The second dirt road was quite a bit later – Co Rd 17 – as I was trying to route down to 9 mile dirt rd. These roads were all new to me so when we turned onto Co Rd 17, I mistakenly thought we were already down to 9 mile dirt rd. It looked vaguely familiar as many of the dirt roads in the area look like logging roads. I snagged this video as we climbed up to a clearing similar to the clearing we would encounter later on 9 mile dirt rd.

This dirt road ended much shorter than I expected, which confused me. A few miles later, though, we made it to the turn onto 9 mile dirt rd, which is a bit misnamed as only the first few miles are dirt. The rest is paved and takes you straight into Marion, the start of the Old Howard.

The Old Howard Century
I still find it amazing that out of all the universities in the world, I would find an awesome position at a university kicking off one of the top century rides in the southeast the very semester that I start teaching!

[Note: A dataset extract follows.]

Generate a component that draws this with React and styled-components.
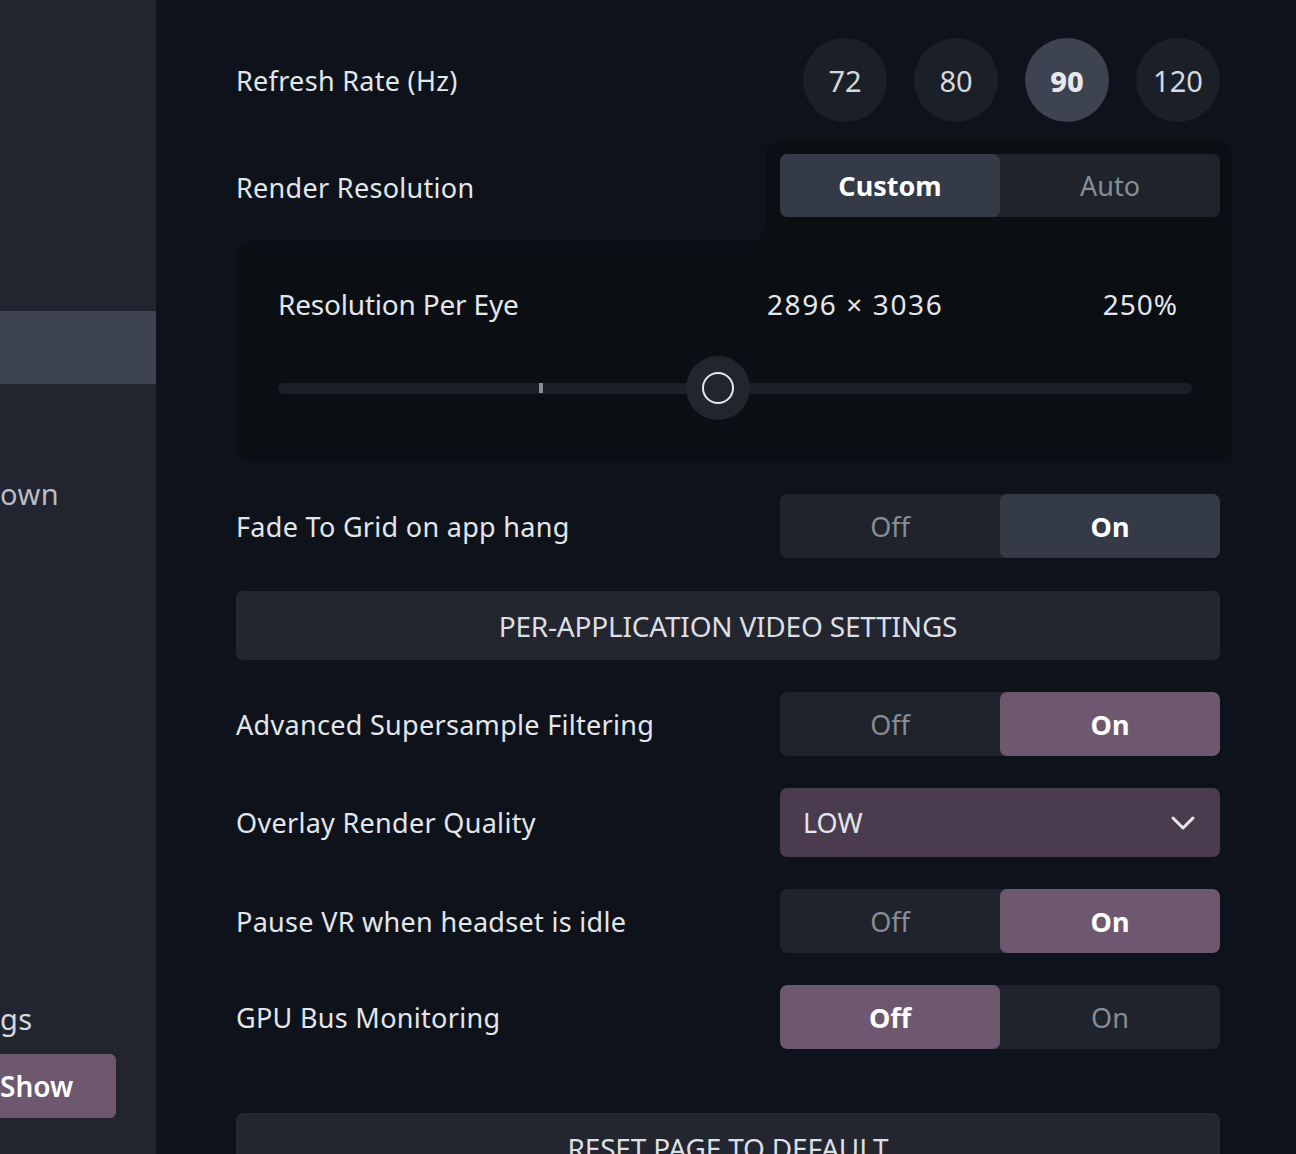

That university, of course, is Samford University, and the century is the Old Howard which started in April 2005. Kristine and I had just moved back to Alabama with our 6 month old daughter from California in January 2005 so I could start teaching in the spring semester. I rode the Old Howard in 2005 and 2006 before it started to conflict with my racing schedule as it was the same weekend as the Mississippi Gran Prix. Eventually, though, the Mississippi Gran Prix changed weekends and I was able to start riding the Old Howard again in 2015 and 2016.